While a law student at Yale, Kavanaugh published a law review article proposing a way to strengthen protections against race discrimination in jury selection.

After law school, he served as a law clerk to three judges: Walter Stapleton of the 3rd Circuit, which is based in Philadelphia; Alex Kozinski of the 9th Circuit, in San Francisco; and Kennedy, whom Kavanaugh hopes to replace.

During that last clerkship, Kavanaugh again overlapped with a young Neil Gorsuch, who had been hired by a retired member of the court, Justice Byron White, and also worked part-time in Kennedy’s chambers.

No Supreme Court justice has had more than one former law clerk join the court. If Kavanaugh’s nomination is successful, two of Kennedy’s clerks from a single term will serve together, probably for decades. Kavanaugh also showed his loyalty to another former Kennedy clerk, Richard Cordray.

Before he joined the bench, Kavanaugh made around $6,000 in contributions to political candidates, all but one of them Republican. The exception was Cordray, who received a $250 contribution for his unsuccessful 1998 campaign to become Ohio’s attorney general and $1,000 for a failed bid in 2000 for the Senate. Cordray, who also worked with Kavanaugh at Kirkland & Ellis, went on to become director of Consumer Financial Protection Bureau, the agency Kavanaugh later voted against, and is now running for governor of Ohio.

Years later, Kennedy still spoke with admiration verging on awe of the young Brett Kavanaugh’s work ethic, Walker said, recounting the justice’s words: “Brett was always there the first thing in the morning before I came in and last thing at night when I was leaving. I’d say, ‘Brett, you’re working too hard. You’ve got to go home.’ But he would never listen to me.” Kavanaugh’s only appearance as a lawyer before the Supreme Court was an attempt to obtain the notes of a lawyer for Foster. He argued that the attorney-client privilege had ended when Foster killed himself, and lost by a 6-3 vote.

Kavanaugh wrote large parts of Starr’s 1998 report to Congress, though he has said that he did not draft its narrative portion, which included many explicit details of Clinton’s sexual encounters with a White House intern, Monica Lewinsky.

He has acknowledged authorship of parts of the report that suggested possible grounds for impeachment, including “areas where the president may have made false statements or otherwise obstructed justice.” Some of those grounds have echoes in Robert Mueller’s investigation of Trump.

After the Clinton investigation and impeachment proceedings concluded but before Trump entered politics, Kavanaugh came to have doubts about the wisdom of criminal investigations of presidents while they are in office.

“Whether the Constitution allows indictment of a sitting president is debatable,” Kavanaugh wrote in a 1998 law review article.

His later work as an aide to Bush also helped shape his views, he wrote in another law review article.

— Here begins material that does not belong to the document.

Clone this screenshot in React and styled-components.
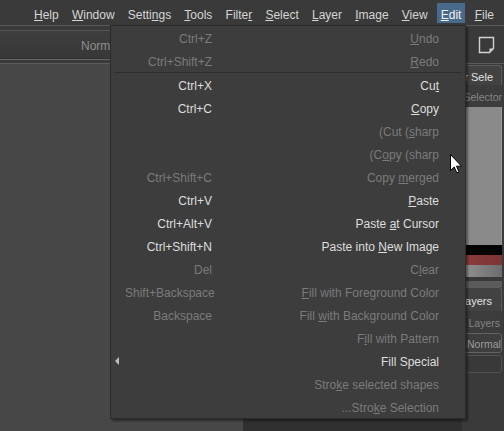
import React from "react";
import styled, { createGlobalStyle } from "styled-components";

const GlobalStyle = createGlobalStyle`
  html, body { margin: 0; padding: 0; background: #3a3a3a; }
  body { font-family: "Liberation Sans", Arial, sans-serif; font-size: 12px; }
`;

const menus = ["&Help", "&Window", "Setti&ngs", "&Tools", "Filte&r", "&Select", "&Layer", "&Image", "&View", "&Edit", "&File"];

const editItems = [
  { s: "Ctrl+Z", l: "&Undo", d: true },
  { s: "Ctrl+Shift+Z", l: "&Redo", d: true },
  "sep",
  { s: "Ctrl+X", l: "Cu&t" },
  { s: "Ctrl+C", l: "&Copy" },
  { l: "(Cut (&sharp", d: true },
  { l: "(C&opy (sharp", d: true },
  { s: "Ctrl+Shift+C", l: "Copy &merged", d: true },
  { s: "Ctrl+V", l: "&Paste" },
  { s: "Ctrl+Alt+V", l: "Paste &at Cursor" },
  { s: "Ctrl+Shift+N", l: "Paste into &New Image" },
  { s: "Del", l: "C&lear", d: true },
  { s: "Shift+Backspace", l: "&Fill with Foreground Color", d: true },
  { s: "Backspace", l: "Fill &with Background Color", d: true },
  { l: "F&ill with Pattern", d: true },
  { l: "Fill Special", sub: true },
  { l: "Stro&ke selected shapes", d: true },
  { l: "...Stro&ke Selection", d: true },
];

// "&x" marks the mnemonic letter
const mnemonic = (text) => {
  const i = text.indexOf("&");
  if (i < 0) return text;
  return (
    <>
      {text.slice(0, i)}
      <Mn>{text[i + 1]}</Mn>
      {text.slice(i + 2)}
    </>
  );
};

const App = () => {
  return (
    <>
      <GlobalStyle />
      <Window>
        <MenuBar>
          {menus.map((m) => (
            <MenuTitle key={m} $active={m === "&Edit"}>{mnemonic(m)}</MenuTitle>
          ))}
        </MenuBar>

        <ToolBar>
          <ToolOptions>
            <BlendLabel>Normal</BlendLabel>
          </ToolOptions>
          <ToolIcons>
            <svg width="17" height="18" viewBox="0 0 17 18">
              <path d="M1.5 1.5 H15.5 V12.5 L11.5 16.5 H1.5 Z" fill="none" stroke="#d2d2d2" strokeWidth="1.4" />
              <path d="M15.5 12.5 H11.5 V16.5 Z" fill="#d2d2d2" />
            </svg>
          </ToolIcons>
        </ToolBar>

        <Workspace>
          <LeftDock />
          <Canvas />
          <RightDock>
            <DockTab $top>Color Sele</DockTab>
            <DockTitle>Selector</DockTitle>
            <ColorField />
            <Band $h={10} $bg="#050505" />
            <Band $h={10} $bg="linear-gradient(90deg, #8d3d3d, #7c3434)" />
            <Band $h={12} $bg="linear-gradient(90deg, #939393, #6c6c6c)" />
            <Band $h={4} $bg="#393939" />
            <Band $h={6} $bg="#5b5b5b" />
            <DockTab>Layers</DockTab>
            <DockTitle $small>Layers</DockTitle>
            <Combo>Normal</Combo>
            <Slot />
          </RightDock>
        </Workspace>

        <DropMenu>
          {editItems.map((it, i) =>
            it === "sep" ? (
              <Separator key={i} />
            ) : (
              <Row key={i} $disabled={it.d}>
                <ArrowCell>{it.sub && <SubArrow />}</ArrowCell>
                <Shortcut>{it.s}</Shortcut>
                <Label>{mnemonic(it.l)}</Label>
              </Row>
            )
          )}
        </DropMenu>

        <Pointer width="13" height="21" viewBox="0 0 13 21">
          <path d="M0.5 0.5 L0.5 16.5 L4.2 13 L6.8 18.8 L9 17.8 L6.5 12.2 L11.5 12.2 Z" fill="#fff" stroke="#000" strokeWidth="1" strokeLinejoin="round" />
        </Pointer>
      </Window>
    </>
  );
};

const Window = styled.div`
  position: relative;
  width: 504px;
  height: 431px;
  overflow: hidden;
  display: flex;
  flex-direction: column;
  background: #3a3a3a;
`;

const MenuBar = styled.div`
  display: flex;
  justify-content: flex-end;
  align-items: flex-start;
  gap: 5.2px;
  height: 25px;
  padding: 3px 6px 0 0;
  box-sizing: border-box;
  background: #3a3a3a;
`;

const MenuTitle = styled.div`
  height: 20px;
  line-height: 24px;
  padding: 0 4px;
  color: ${(p) => (p.$active ? "#f2f2f2" : "#d6d6d6")};
  background: ${(p) => (p.$active ? "#4a6a8b" : "transparent")};
  white-space: nowrap;
`;

const Mn = styled.span`
  text-decoration: underline;
  text-underline-offset: 1px;
`;

const ToolBar = styled.div`
  display: flex;
  height: 39px;
  box-sizing: border-box;
  border-top: 1px solid #5a5a5a;
  border-bottom: 1px solid #5c5c5c;
  background: #3a3a3a;
`;

const ToolOptions = styled.div`
  flex: 1;
  margin-top: 4px;
  height: 29px;
  box-sizing: border-box;
  border-top: 1px solid #545454;
  border-bottom: 1px solid #2e2e2e;
  box-shadow: 0 1px 0 #686868;
  background: linear-gradient(#3e3e3e, #383838);
  display: flex;
  align-items: center;
  padding: 2px 0 0 81px;
`;

const BlendLabel = styled.span`
  color: #8e8e8e;
  font-size: 12px;
`;

const ToolIcons = styled.div`
  width: 38px;
  padding: 10px 0 0 12px;
  box-sizing: border-box;
`;

const Workspace = styled.div`
  flex: 1;
  display: flex;
  min-height: 0;
`;

const LeftDock = styled.div`
  width: 243px;
  background: #474747;
`;

const Canvas = styled.div`
  flex: 1;
  background: #303030;
`;

const RightDock = styled.div`
  width: 42px;
  display: flex;
  flex-direction: column;
  padding: 1px 2px 0 0;
  box-sizing: border-box;
  background: #3a3a3a;
`;

const DockTab = styled.div`
  height: ${(p) => (p.$top ? 20 : 24)}px;
  box-sizing: border-box;
  border: 1px solid #5d5d5d;
  border-bottom: none;
  border-radius: 3px 3px 0 0;
  background: #424242;
  color: #e2e2e2;
  font-size: 11px;
  display: flex;
  align-items: center;
  justify-content: flex-end;
  padding: 2px ${(p) => (p.$top ? 8 : 9)}px 0 0;
  overflow: hidden;
  white-space: nowrap;
`;

const DockTitle = styled.div`
  height: ${(p) => (p.$small ? 21 : 22)}px;
  display: flex;
  align-items: center;
  justify-content: flex-end;
  padding: 2px ${(p) => (p.$small ? 2 : 0)}px 0 0;
  box-sizing: border-box;
  color: #858585;
  font-size: 10.5px;
  white-space: nowrap;
  overflow: hidden;
  background: #3c3c3c;
`;

const ColorField = styled.div`
  height: 138px;
  background: #8a8a8a;
  border-right: 1px solid #9c9c9c;
`;

const Band = styled.div`
  height: ${(p) => p.$h}px;
  background: ${(p) => p.$bg};
`;

const Combo = styled.div`
  margin-top: 1px;
  height: 20px;
  box-sizing: border-box;
  border: 1px solid #636363;
  border-radius: 3px;
  background: #3e3e3e;
  color: #9d9d9d;
  font-size: 10.5px;
  display: flex;
  align-items: center;
  padding: 1px 0 0 4px;
  white-space: nowrap;
  overflow: hidden;
`;

const Slot = styled.div`
  margin-top: 2px;
  height: 18px;
  box-sizing: border-box;
  border: 1px solid #525252;
  border-radius: 3px;
  background: #393939;
`;

const DropMenu = styled.div`
  position: absolute;
  left: 110px;
  top: 25px;
  width: 356px;
  box-sizing: border-box;
  background: #3d3d3d;
  border: 1px solid #2b2b2b;
  box-shadow: 2px 2px 2px rgba(0, 0, 0, 0.4);
`;

const Row = styled.div`
  display: grid;
  grid-template-columns: 14px 87px 1fr;
  align-items: center;
  height: 23px;
  box-sizing: border-box;
  padding: 2px 26px 0 0;
  color: ${(p) => (p.$disabled ? "#7b7b7b" : "#dedede")};
  white-space: nowrap;
`;

const ArrowCell = styled.div`
  display: flex;
  align-items: center;
  padding-left: 4px;
`;

const SubArrow = styled.span`
  width: 0;
  height: 0;
  border-top: 4px solid transparent;
  border-bottom: 4px solid transparent;
  border-right: 4px solid #bdbdbd;
  margin-top: -2px;
`;

const Shortcut = styled.span`
  text-align: right;
`;

const Label = styled.span`
  text-align: right;
`;

const Separator = styled.div`
  height: 1px;
  margin: 0 4px 0 4px;
  background: #2c2c2c;
`;

const Pointer = styled.svg`
  position: absolute;
  left: 450px;
  top: 154px;
`;

export default App;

“My chief takeaway from working in the White House for 5 1/2 years — and particularly from my nearly three years of work as staff secretary, when I was fortunate to travel the country and the world with President Bush — is that the job of president is far more difficult than any other civilian position in government,” he wrote.

He concluded that sitting presidents should not be distracted by civil suits or criminal proceedings. “A president who is concerned about an ongoing criminal investigation,” he wrote, “is almost inevitably going to do a worse job as president.”

Kavanaugh said the proceedings could resume after a president left office and that impeachment remained an option.

Kavanaugh’s first nomination to the U.S. Court of Appeals for the District of Columbia Circuit stalled in the Senate, but he was confirmed after Bush renominated him in 2006.

The court is generally considered the second most important, but its docket is idiosyncratic and heavily weighted toward administrative law, which can be extraordinarily complex. In his opinions, Kavanaugh has often been skeptical of government regulations, notably in the area of environmental law, and he has argued in favor of greater judicial power in reviewing the actions of administrative agencies on major questions.

In 2011, Kavanaugh dissented from a decision upholding President Barack Obama’s health care law, but he did so on jurisdictional grounds.

At a 2016 argument over Obama’s climate change regulations, he indicated that environmental policy should be decided by Congress rather than the courts.

“The policy is laudable,” he said. “The earth is warming. Humans are contributing. I understand the international impact and the problem of the commons. The pope’s involved. And I understand the frustration with Congress.”

But he added: “If Congress does this, they can account for the people who lose their jobs. If we do this, we can’t.”

He has also been open to using the First Amendment to strike down government regulations. Dissenting from the full District of Columbia Circuit’s decision not to rehear a three-judge panel’s decision upholding the Obama administration’s “net neutrality” regulations, he said the government can no more tell internet service providers what content to carry than it can tell bookstores what books they can sell.

“The net neutrality rule is unlawful,” he wrote, “because the rule impermissibly infringes on the internet service providers’ editorial discretion.”

His opinions on abortion rights, religious exemptions and Obama’s health care law shared a common quality: they were all conservative but none took an absolutist position.

Last year, he dissented from a decision allowing an undocumented teenager in federal custody to obtain an abortion, writing that the majority’s reasoning was “based on a constitutional principle as novel as it is wrong: a new right for unlawful immigrant minors in U.S. government detention to obtain immediate abortion on demand.” He said he would have given the government more time to find a sponsor for the teenager.

But Kavanaugh did not join a separate dissent from Judge Karen LeCraft Henderson, who wrote that the teenager had no right to an abortion because she was not a citizen and had entered the country unlawfully.

In 2015, he dissented from the court’s decision not to rehear a three-judge panel’s decision upholding an accommodation offered by the Obama administration to religious groups with objections to providing contraception coverage to their female workers.

He agreed that “the government has a compelling interest in facilitating access to contraception for the employees of these religious organizations.” But he said the government had other ways of achieving that goal.